In 1917 the Water Survey was transferred to the state Department of Registration and Education. At that time, the Board of Natural Resources and Conservation, composed of eminent scientists and professionals selected by the Governor, was established to guide Survey activities. Scientific investigations were expanded, and the state's first inventory of municipal ground-water supplies was published. Activities also focused on methods to determine water levels in wells, yield testing, and establishment of an ongoing survey of the state's surface waters.

During World War II, Water Survey chemists cooperated with the University and the federal government in studies on the detection of chemical warfare agents in water and methods for their removal. Meteorological efforts expanded in the postwar years, including the use of radar to measure rainfall and track severe storms and the establishment of networks of densely spaced raingages. The U.S. Weather Bureau transferred the state climatologist to the Water Survey, and computerization of the Survey's historical weather records was begun.

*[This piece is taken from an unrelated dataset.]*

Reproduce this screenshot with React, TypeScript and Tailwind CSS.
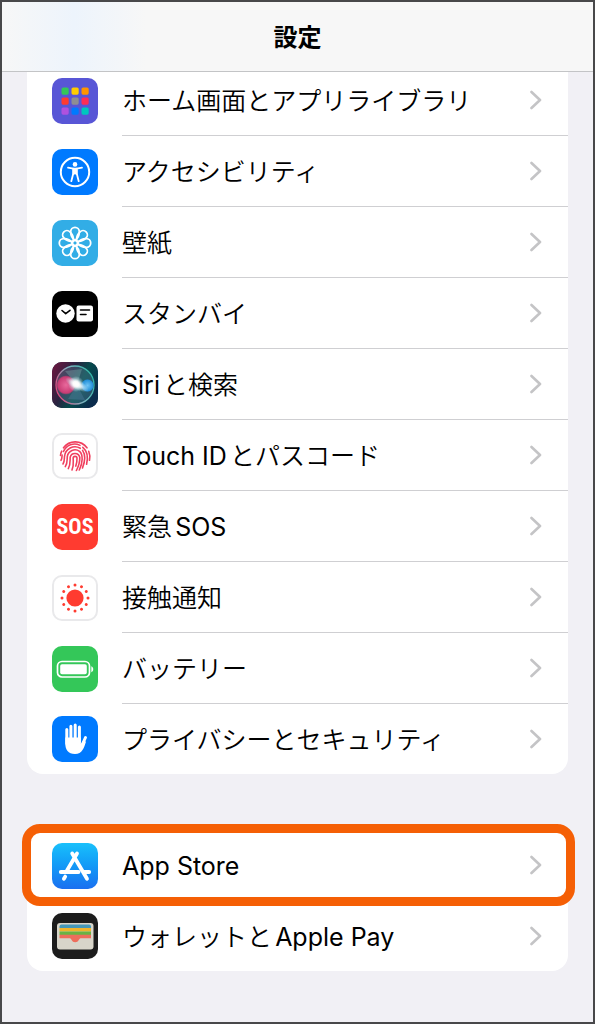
import { FC, ReactNode } from "react";

const Chevron: FC = () => (
  <svg viewBox="0 0 12 20" className="mr-[26px] h-5 w-3 shrink-0" fill="none" stroke="#c4c4c6" strokeWidth="2.6" strokeLinecap="round" strokeLinejoin="round">
    <path d="M1.500 2l8.500 8-8.500 8" />
  </svg>
);

interface TileProps {
  className: string;
  children: ReactNode;
}

const Tile: FC<TileProps> = ({ className, children }) => (
  <span
    className={`flex h-[46px] w-[46px] shrink-0 items-center justify-center overflow-hidden rounded-[10px] ${className}`}
  >
    {children}
  </span>
);

const HomeScreenIcon: FC = () => {
  const colors = ["#34c759", "#ffcc00", "#ff9500", "#ff3b30", "#8e8e93", "#ff2d55", "#af52de", "#007aff", "#00c7be"];
  return (
    <Tile className="bg-[#5856d6]">
      <svg viewBox="0 0 46 46" className="h-full w-full">
        {colors.map((color, i) => (
          <rect key={color} x={9.5 + (i % 3) * 10} y={9.5 + Math.floor(i / 3) * 10} width="7.2" height="7.2" rx="1.6" fill={color} />
        ))}
      </svg>
    </Tile>
  );
};

const AccessibilityIcon: FC = () => (
  <Tile className="bg-[#007aff]">
    <svg viewBox="0 0 46 46" className="h-full w-full">
      <circle cx="23" cy="23" r="14.2" fill="none" stroke="#fff" strokeWidth="2" />
      <circle cx="23" cy="15.4" r="2.3" fill="#fff" />
      <path d="M16 18.6l5.2 1v5.2L19.3 32.2M30 18.6l-5.2 1v5.2l1.9 7.4" fill="none" stroke="#fff" strokeWidth="1.8" strokeLinecap="round" strokeLinejoin="round" />
      <path d="M20.6 18.8h4.8v6.4l-1.3.8L23 25l-1.1 1-1.3-.8z" fill="#fff" />
    </svg>
  </Tile>
);

const WallpaperIcon: FC = () => (
  <Tile className="bg-[#32ade6]">
    <svg viewBox="0 0 46 46" className="h-full w-full" fill="none" stroke="#fff" strokeWidth="1.8">
      {[0, 45, 90, 135, 180, 225, 270, 315].map((angle) => (
        <path key={angle} d="M23 20.4C20 18.600 18.700 14.500 18.700 11.600a4.300 4.300 0 0 1 8.600 0C27.300 14.500 26 18.600 23 20.400z" transform={`rotate(${angle} 23 23)`} />
      ))}
      <circle cx="23" cy="23" r="2.6" />
    </svg>
  </Tile>
);

const StandByIcon: FC = () => (
  <Tile className="bg-black">
    <svg viewBox="0 0 46 46" className="h-full w-full">
      <circle cx="13.5" cy="22.5" r="9.2" fill="#fff" />
      <path d="M10 19.500l3.700 3.200 4.300-3.400" fill="none" stroke="#000" strokeWidth="1.6" strokeLinecap="round" strokeLinejoin="round" />
      <rect x="24.5" y="14.5" width="16.5" height="16" rx="2.2" fill="#fff" />
      <path d="M28.500 19h9M28.500 23.500h5.500" stroke="#000" strokeWidth="1.6" strokeLinecap="round" />
    </svg>
  </Tile>
);

const SiriIcon: FC = () => (
  <Tile className="bg-[#12243f]">
    <svg viewBox="0 0 46 46" className="h-full w-full">
      <defs>
        <linearGradient id="siri-bg" x1="0" y1="0.1" x2="1" y2="0.6">
          <stop offset="0" stopColor="#6b1740" />
          <stop offset="0.4" stopColor="#2a2340" />
          <stop offset="0.65" stopColor="#064b4c" />
          <stop offset="1" stopColor="#0b2c4d" />
        </linearGradient>
        <linearGradient id="siri-ring" x1="0" y1="0.7" x2="1" y2="0.3">
          <stop offset="0" stopColor="#e0447c" />
          <stop offset="0.5" stopColor="#7fb3c0" />
          <stop offset="1" stopColor="#2fb6a5" />
        </linearGradient>
        <radialGradient id="siri-pink">
          <stop offset="0" stopColor="#e8699c" />
          <stop offset="0.85" stopColor="#c83c74" />
          <stop offset="1" stopColor="#c93a70" stopOpacity="0.3" />
        </radialGradient>
        <radialGradient id="siri-blue">
          <stop offset="0" stopColor="#6fc4f5" />
          <stop offset="0.85" stopColor="#2490d8" />
          <stop offset="1" stopColor="#1d7cc8" stopOpacity="0.2" />
        </radialGradient>
        <radialGradient id="siri-glow">
          <stop offset="0" stopColor="#fff" />
          <stop offset="0.35" stopColor="#fff" stopOpacity="0.85" />
          <stop offset="1" stopColor="#bfe9f5" stopOpacity="0" />
        </radialGradient>
      </defs>
      <rect width="46" height="46" fill="url(#siri-bg)" />
      <circle cx="23" cy="23" r="19" fill="#5b8da0" fillOpacity="0.35" stroke="url(#siri-ring)" strokeWidth="1.3" />
      <circle cx="14" cy="23" r="9.500" fill="url(#siri-pink)" />
      <circle cx="35.5" cy="23.5" r="6.500" fill="url(#siri-blue)" />
      <path d="M25 23l-9 14 17 1z" fill="#6b8fc0" fillOpacity="0.25" />
      <path d="M25 23L13 9l17-2z" fill="#a7e0d2" fillOpacity="0.25" />
      <ellipse cx="25" cy="22.5" rx="13" ry="5" transform="rotate(28 25 22.5)" fill="url(#siri-glow)" />
      <circle cx="24" cy="22" r="8" fill="url(#siri-glow)" />
    </svg>
  </Tile>
);

const TouchIdIcon: FC = () => (
  <Tile className="border-2 border-[#e9e9eb] bg-white">
    <svg viewBox="2 2 42 42" className="h-full w-full" fill="none" stroke="#f0405f" strokeWidth="1.6" strokeLinecap="round">
      <path d="M11.500 14.800a14.600 14.600 0 0 1 23.500 0" />
      <path d="M8.500 22.500c.1-1.500.5-3 1.200-4.400M36.700 18.300c1 2.400 1.400 6 .8 9" />
      <path d="M9 27.300c1.300-2 .8-3.200 1.100-5.200" />
      <path d="M11.500 18.500a12 12 0 0 1 16.500-6.100M30.800 14.300c4.300 3.500 5.500 9.500 3.800 17" />
      <path d="M11 31c1.700-2.500 1.200-4.800 1.500-7.500a10.500 10.500 0 0 1 15.800-8.200M30.600 17.400c2.600 3.800 2.600 10.600-.1 17.600" />
      <path d="M13.300 33.600c2.400-3.600 1.700-6.800 2-10a7.700 7.700 0 0 1 12.300-5.200c3.700 3.300 3.200 11.300-.3 18.600" />
      <path d="M16.300 35.600c2.500-4.500 1.600-7.600 1.900-11.300a4.900 4.900 0 0 1 9.600.2c.1 4.600-1.100 8.500-3.400 13" />
      <path d="M20 36.900c2-4.500 1.200-7.700 1.200-11.600a1.900 1.900 0 0 1 3.800-.1c.1 3-.3 5.400-1.200 7.900" />
    </svg>
  </Tile>
);

const SosIcon: FC = () => (
  <Tile className="bg-[#ff3b30]">
    <span className="font-['Liberation_Sans_Narrow','Roboto_Condensed','Roboto'] text-[22px] leading-none font-bold text-white">
      SOS
    </span>
  </Tile>
);

const ExposureIcon: FC = () => (
  <Tile className="border-2 border-[#e9e9eb] bg-white">
    <svg viewBox="2 2 42 42" className="h-full w-full" fill="#ff3b30">
      <circle cx="23" cy="23" r="8.600" />
      {[0, 30, 60, 90, 120, 150, 180, 210, 240, 270, 300, 330].map((angle) => (
        <circle key={angle} cx="23" cy="10" r="1.500" transform={`rotate(${angle} 23 23)`} />
      ))}
    </svg>
  </Tile>
);

const BatteryIcon: FC = () => (
  <Tile className="bg-[#34c759]">
    <svg viewBox="0 0 46 46" className="h-full w-full">
      <rect x="5.500" y="15.500" width="32" height="15.500" rx="4.500" fill="none" stroke="#fff" strokeWidth="1.700" />
      <rect x="8.200" y="18.200" width="26.600" height="10.100" rx="1.800" fill="#fff" />
      <path d="M39.300 20.300c2.600.9 2.600 5 0 5.900z" fill="#fff" />
    </svg>
  </Tile>
);

const PrivacyIcon: FC = () => (
  <Tile className="bg-[#007aff]">
    <svg viewBox="0 0 46 46" className="h-full w-full">
      <g fill="none" stroke="#fff" strokeWidth="3" strokeLinecap="round">
        <path d="M14.800 13.500v14M18.900 10.200v14M23.200 9v15M27.400 11v15M33.500 21.500l-3.800 8.500" />
      </g>
      <path d="M13.300 21.500h15.600v6.500l3-4.500 2 2.500c-1.800 5.500-3.600 12-10.900 12-6.900 0-9.700-4.500-9.700-10.500z" fill="#fff" />
    </svg>
  </Tile>
);

const AppStoreIcon: FC = () => (
  <Tile className="bg-linear-to-b from-[#1bc0fb] to-[#1b6ff0]">
    <svg viewBox="0 0 46 46" className="h-full w-full" fill="none" stroke="#fff" strokeWidth="3.800" strokeLinecap="round">
      <path d="M25 10.500L15 27.500M20.200 10.500l14.800 25.300M8.800 29h17.700M32 29h5.200M13.200 33.600l-1.300 2.200" />
    </svg>
  </Tile>
);

const WalletIcon: FC = () => (
  <Tile className="bg-[#1c1c1c]">
    <svg viewBox="0 0 46 46" className="h-full w-full">
      <rect x="5" y="10" width="36.500" height="26.500" rx="3" fill="#d8d5ca" />
      <path d="M7.500 15v-1.500a2 2 0 0 1 2-2h27.500a2 2 0 0 1 2 2V15z" fill="#4598b8" />
      <path d="M7.500 15H39v3.500H7.500z" fill="#f0b42c" />
      <path d="M7.500 18.500H39V22H7.500z" fill="#69b345" />
      <path d="M7.500 21.700H39v3.500H28.500c-1.500 0-1.700 4-5.300 4s-3.700-4-5.200-4H7.500z" fill="#ee6d5c" />
    </svg>
  </Tile>
);

interface RowProps {
  icon: ReactNode;
  label: string;
  last?: boolean;
}

const Row: FC<RowProps> = ({ icon, label, last }) => (
  <li>
    <a href="#" className={`flex items-center pl-[25px] ${last ? "h-[70px]" : "h-[71px]"}`}>
      {icon}
      <span
        className={`ml-6 flex h-full flex-1 items-center justify-between ${last ? "" : "border-b border-[#cfcfd2]"}`}
      >
        <span className="pt-1 font-['Inter','Noto_Sans_CJK_JP_DemiLight','Noto_Sans_CJK_JP',sans-serif] whitespace-nowrap [text-autospace:normal]">
          {label}
        </span>
        <Chevron />
      </span>
    </a>
  </li>
);

const App: FC = () => {
  return (
    <div className="min-h-screen overflow-hidden border-2 border-[#48484a] bg-[#f1f0f5] font-['Inter','Noto_Sans_CJK_JP',sans-serif] text-[25px] text-black">
      <header className="relative flex h-[70px] items-center justify-center border-b border-[#c3c4c6] bg-[#f7f7f7]">
        <div className="absolute inset-y-0 left-0 w-36 bg-linear-to-r from-transparent via-[#edf4fc] to-transparent" />
        <h1 className="pt-0.5 text-2xl font-bold">設定</h1>
      </header>
      <main className="px-[25px] pb-12">
        <div className="overflow-hidden rounded-b-2xl bg-white">
          <ul className="-mt-[7px]">
            <Row icon={<HomeScreenIcon />} label="ホーム画面とアプリライブラリ" />
            <Row icon={<AccessibilityIcon />} label="アクセシビリティ" />
            <Row icon={<WallpaperIcon />} label="壁紙" />
            <Row icon={<StandByIcon />} label="スタンバイ" />
            <Row icon={<SiriIcon />} label="Siriと検索" />
            <Row icon={<TouchIdIcon />} label="Touch IDとパスコード" />
            <Row icon={<SosIcon />} label="緊急SOS" />
            <Row icon={<ExposureIcon />} label="接触通知" />
            <Row icon={<BatteryIcon />} label="バッテリー" />
            <Row icon={<PrivacyIcon />} label="プライバシーとセキュリティ" last />
          </ul>
        </div>
        <div className="relative mt-14">
          <ul className="rounded-2xl bg-white">
            <Row icon={<AppStoreIcon />} label="App Store" />
            <Row icon={<WalletIcon />} label="ウォレットとApple Pay" last />
          </ul>
          <div className="pointer-events-none absolute -top-[6px] -right-[7px] -left-[5px] h-[82px] rounded-[18px] border-9 border-[#f55f05]" />
        </div>
      </main>
    </div>
  );
};

export default App;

Population growth in the late 1950s and 1960s created the need for expanded water resources, and the Water Survey attempted to identify and increase usable supplies. Studies addressed reservoir development and maintenance, new methods for evaluating wells and aquifers, and the effects of future development. A statewide network of observation wells was established, and investigations of ground-water resources in the Chicago and East St. Louis areas led to a comprehensive inventory of the state's principal ground-water formations.

Since 1995 the Water Survey has been a division of the Department of Natural Resources. Support for scientific programs includes a state appropriation and income from grants and contracts with various Illinois state agencies, municipal groups, universities, private organizations and businesses, and various federal agencies. The Water Survey cooperates with all agencies concerned with the water and weather of Illinois.